Important: This isn’t valid if the value might be null
.
But I highly recommend you to never have null values
But since Java 8, you have three better solutions.
The first one is:
map.putIfAbsent(key, new ArrayList<>()); // one hash
return map.get(key); // two hash
It is better but not much. You still have two hashes.
And the ArrayList
is instantiated even if it is already in the map.
You can improve with the longer:
List<String> list = new ArrayList<>();
List<String> result = map.putIfAbsent(key, list); // one hash only!
if(result == null) {
return list;
}
return result;
Now we’re talking, only one hash!
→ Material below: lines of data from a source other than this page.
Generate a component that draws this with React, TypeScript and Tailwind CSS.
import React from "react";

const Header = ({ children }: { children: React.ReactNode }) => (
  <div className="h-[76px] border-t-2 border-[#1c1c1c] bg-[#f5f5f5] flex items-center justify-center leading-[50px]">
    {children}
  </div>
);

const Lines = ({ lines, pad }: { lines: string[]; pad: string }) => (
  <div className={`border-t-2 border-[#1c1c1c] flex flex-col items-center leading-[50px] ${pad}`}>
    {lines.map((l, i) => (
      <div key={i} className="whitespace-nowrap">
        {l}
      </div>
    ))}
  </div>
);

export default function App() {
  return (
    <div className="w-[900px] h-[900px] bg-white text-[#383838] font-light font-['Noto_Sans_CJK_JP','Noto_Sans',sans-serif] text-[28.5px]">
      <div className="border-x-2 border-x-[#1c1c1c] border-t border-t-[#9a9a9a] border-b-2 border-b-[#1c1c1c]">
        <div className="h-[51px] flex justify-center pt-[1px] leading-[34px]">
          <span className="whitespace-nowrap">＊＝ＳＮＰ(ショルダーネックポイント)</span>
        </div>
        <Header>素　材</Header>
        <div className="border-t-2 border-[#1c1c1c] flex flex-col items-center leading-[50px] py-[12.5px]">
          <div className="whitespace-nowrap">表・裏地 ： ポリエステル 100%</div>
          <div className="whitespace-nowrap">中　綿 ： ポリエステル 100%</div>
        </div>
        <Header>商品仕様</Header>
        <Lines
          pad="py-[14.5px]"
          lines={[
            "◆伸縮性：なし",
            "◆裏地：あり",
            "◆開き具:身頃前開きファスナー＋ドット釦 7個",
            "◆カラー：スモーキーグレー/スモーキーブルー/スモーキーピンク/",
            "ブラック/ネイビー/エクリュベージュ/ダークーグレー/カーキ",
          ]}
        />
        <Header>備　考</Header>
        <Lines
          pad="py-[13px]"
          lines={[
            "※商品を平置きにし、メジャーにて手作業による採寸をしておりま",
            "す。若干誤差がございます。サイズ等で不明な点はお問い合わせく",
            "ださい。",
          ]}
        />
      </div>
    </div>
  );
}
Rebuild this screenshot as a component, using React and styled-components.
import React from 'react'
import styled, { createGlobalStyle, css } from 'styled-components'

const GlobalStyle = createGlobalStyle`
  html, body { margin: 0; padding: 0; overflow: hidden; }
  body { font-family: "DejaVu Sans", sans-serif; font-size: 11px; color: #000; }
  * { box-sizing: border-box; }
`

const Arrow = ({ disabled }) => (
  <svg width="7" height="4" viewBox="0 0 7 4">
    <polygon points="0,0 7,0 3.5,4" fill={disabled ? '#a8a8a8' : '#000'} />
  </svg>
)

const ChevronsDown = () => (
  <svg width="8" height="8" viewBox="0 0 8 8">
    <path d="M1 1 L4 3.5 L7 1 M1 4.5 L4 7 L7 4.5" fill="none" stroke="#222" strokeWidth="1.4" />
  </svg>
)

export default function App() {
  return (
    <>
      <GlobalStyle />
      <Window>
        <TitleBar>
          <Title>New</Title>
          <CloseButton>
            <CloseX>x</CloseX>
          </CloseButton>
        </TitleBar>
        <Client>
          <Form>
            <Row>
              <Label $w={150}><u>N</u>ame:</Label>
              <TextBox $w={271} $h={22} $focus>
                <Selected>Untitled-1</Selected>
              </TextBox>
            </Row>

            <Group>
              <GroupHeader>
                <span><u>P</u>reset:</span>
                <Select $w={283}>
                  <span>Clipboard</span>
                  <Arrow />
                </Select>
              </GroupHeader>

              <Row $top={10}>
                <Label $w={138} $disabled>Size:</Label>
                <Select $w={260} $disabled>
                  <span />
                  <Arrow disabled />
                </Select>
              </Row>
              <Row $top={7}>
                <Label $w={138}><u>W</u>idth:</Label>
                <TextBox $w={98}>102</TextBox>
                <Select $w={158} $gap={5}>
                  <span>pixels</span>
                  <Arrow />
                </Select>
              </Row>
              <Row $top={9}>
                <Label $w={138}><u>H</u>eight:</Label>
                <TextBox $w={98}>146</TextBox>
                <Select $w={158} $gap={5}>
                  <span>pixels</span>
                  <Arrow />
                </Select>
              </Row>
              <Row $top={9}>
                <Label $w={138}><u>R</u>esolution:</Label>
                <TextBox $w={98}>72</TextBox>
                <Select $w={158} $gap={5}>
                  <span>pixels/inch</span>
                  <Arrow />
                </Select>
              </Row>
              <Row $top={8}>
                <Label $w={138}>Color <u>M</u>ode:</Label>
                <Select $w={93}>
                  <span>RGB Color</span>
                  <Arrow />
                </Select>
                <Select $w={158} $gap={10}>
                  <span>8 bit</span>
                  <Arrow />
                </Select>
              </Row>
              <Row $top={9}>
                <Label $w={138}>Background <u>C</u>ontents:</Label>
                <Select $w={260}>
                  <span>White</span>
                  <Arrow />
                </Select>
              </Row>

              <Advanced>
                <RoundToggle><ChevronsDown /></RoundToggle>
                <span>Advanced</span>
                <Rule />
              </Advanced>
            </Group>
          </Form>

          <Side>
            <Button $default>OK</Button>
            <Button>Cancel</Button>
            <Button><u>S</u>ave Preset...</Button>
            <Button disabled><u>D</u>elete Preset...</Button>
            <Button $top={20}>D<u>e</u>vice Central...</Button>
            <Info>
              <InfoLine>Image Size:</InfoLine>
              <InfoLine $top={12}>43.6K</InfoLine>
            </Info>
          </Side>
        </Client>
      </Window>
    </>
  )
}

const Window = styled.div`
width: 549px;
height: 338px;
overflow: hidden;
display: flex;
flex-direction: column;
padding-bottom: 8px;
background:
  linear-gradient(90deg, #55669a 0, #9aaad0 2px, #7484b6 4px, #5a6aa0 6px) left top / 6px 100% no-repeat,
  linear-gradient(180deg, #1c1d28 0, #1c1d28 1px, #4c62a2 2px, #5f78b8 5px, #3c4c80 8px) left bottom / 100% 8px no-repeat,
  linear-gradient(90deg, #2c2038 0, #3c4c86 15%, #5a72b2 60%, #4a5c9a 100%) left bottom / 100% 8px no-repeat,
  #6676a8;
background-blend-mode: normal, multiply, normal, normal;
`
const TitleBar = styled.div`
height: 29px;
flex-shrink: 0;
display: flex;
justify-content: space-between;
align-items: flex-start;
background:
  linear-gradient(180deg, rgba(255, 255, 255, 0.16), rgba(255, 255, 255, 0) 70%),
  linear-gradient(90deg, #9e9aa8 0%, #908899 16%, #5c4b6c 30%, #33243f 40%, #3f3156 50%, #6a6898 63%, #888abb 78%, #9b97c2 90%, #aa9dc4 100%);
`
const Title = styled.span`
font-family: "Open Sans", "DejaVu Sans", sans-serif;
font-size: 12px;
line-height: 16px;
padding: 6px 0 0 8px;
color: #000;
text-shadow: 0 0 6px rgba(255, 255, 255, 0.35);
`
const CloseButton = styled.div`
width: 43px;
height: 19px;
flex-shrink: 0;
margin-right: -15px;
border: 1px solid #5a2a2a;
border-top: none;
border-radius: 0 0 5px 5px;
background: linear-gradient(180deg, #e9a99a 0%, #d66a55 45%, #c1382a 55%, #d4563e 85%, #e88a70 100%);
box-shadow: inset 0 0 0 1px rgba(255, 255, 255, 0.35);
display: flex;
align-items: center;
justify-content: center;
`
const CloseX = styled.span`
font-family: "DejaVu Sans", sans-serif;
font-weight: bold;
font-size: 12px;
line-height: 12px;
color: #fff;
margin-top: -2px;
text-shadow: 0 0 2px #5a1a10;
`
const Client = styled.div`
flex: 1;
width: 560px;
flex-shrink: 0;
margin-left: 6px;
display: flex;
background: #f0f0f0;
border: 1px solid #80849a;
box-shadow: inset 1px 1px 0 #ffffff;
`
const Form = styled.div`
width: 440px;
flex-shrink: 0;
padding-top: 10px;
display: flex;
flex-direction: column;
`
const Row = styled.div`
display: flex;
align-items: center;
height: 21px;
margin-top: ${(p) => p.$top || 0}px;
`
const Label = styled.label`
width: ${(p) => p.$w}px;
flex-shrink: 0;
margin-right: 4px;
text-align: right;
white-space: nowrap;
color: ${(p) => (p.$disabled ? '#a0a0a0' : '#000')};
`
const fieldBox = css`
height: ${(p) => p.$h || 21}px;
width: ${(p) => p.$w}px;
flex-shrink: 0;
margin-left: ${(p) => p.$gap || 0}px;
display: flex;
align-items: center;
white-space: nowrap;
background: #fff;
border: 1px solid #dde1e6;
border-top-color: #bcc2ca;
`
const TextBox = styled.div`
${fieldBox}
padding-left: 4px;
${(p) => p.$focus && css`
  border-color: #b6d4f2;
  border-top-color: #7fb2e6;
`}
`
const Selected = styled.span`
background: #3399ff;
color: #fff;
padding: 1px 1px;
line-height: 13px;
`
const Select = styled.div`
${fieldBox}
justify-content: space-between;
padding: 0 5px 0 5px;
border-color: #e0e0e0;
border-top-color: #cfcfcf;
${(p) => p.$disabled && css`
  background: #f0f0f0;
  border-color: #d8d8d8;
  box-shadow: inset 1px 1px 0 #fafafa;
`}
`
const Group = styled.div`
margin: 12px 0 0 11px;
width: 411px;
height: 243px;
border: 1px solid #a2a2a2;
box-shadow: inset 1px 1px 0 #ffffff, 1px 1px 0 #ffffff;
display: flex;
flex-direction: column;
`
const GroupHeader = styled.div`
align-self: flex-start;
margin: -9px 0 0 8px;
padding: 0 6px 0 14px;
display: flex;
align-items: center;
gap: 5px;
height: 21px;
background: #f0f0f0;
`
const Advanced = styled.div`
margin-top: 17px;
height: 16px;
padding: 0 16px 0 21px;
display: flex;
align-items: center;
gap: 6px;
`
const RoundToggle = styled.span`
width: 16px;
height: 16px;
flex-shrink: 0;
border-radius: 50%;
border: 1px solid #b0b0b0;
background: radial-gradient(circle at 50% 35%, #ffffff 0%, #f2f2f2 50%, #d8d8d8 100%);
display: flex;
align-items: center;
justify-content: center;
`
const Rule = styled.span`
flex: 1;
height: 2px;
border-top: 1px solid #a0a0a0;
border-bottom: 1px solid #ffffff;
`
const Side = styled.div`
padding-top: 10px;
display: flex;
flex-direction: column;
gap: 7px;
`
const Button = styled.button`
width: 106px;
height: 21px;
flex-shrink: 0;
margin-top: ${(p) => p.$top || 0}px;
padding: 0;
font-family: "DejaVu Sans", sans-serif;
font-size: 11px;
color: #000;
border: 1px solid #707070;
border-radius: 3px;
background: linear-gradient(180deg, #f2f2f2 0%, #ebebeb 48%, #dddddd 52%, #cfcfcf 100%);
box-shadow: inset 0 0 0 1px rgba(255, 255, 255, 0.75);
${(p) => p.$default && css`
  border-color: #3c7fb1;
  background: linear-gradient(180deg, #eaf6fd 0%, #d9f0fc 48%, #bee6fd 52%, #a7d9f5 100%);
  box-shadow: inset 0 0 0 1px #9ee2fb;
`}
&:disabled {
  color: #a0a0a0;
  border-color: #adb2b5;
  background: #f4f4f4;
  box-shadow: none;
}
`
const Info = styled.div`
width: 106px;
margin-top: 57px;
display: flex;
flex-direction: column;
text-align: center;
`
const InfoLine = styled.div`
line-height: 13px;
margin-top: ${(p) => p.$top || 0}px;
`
But still the ArrayList
is instantiated uselessly.
Which brings us to another Java 8 method that does the trick.
return map.computeIfAbsent(key, unused -> new ArrayList<>()); // one hash only!
Job done.
One line and the fastest we can get.
The ArrayList
will be instantiated only when needed.
Important: Do not do map.computeIfAbsent(key, ArrayList::new)
.
computeIfAbsent
takes a Function<KEY, VALUE>
in parameter.
So this will in general not compile unless the KEY
matches the parameter of one of the ArrayList constructors.
An example is when the KEY
is an Integer.
Passing a constructor method reference will actually call new ArrayList(KEY)
… which is obviously not what you want.
In order to convince you that it’s the best solution, I have made a little benchmark using JMH. Here are the results:
Benchmark Mode Cnt Score Error Units
MapBenchmark.computeIfAbsent_there thrpt 40 25134018.341 ± 687925.885 ops/s (the best!)
MapBenchmark.containsPut_there thrpt 40 21459978.028 ± 401003.399 ops/s
MapBenchmark.getPut_there thrpt 40 24268773.005 ± 690893.070 ops/s
MapBenchmark.putIfAbsentGet_there thrpt 40 18230032.343 ± 238803.546 ops/s
MapBenchmark.putIfAbsent_there thrpt 40 20579085.677 ± 527246.125 ops/s
MapBenchmark.computeIfAbsent_notThere thrpt 40 8229212.547 ± 341295.641 ops/s (the best!)
MapBenchmark.containsPut_notThere thrpt 40 6996790.450 ± 191176.603 ops/s
MapBenchmark.getPut_notThere thrpt 40 8009163.041 ± 288765.384 ops/s
MapBenchmark.putIfAbsentGet_notThere thrpt 40 6212712.165 ± 333023.068 ops/s
MapBenchmark.putIfAbsent_notThere thrpt 40 7227880.072 ± 289581.816 ops/s
Til next time: Happy mapping.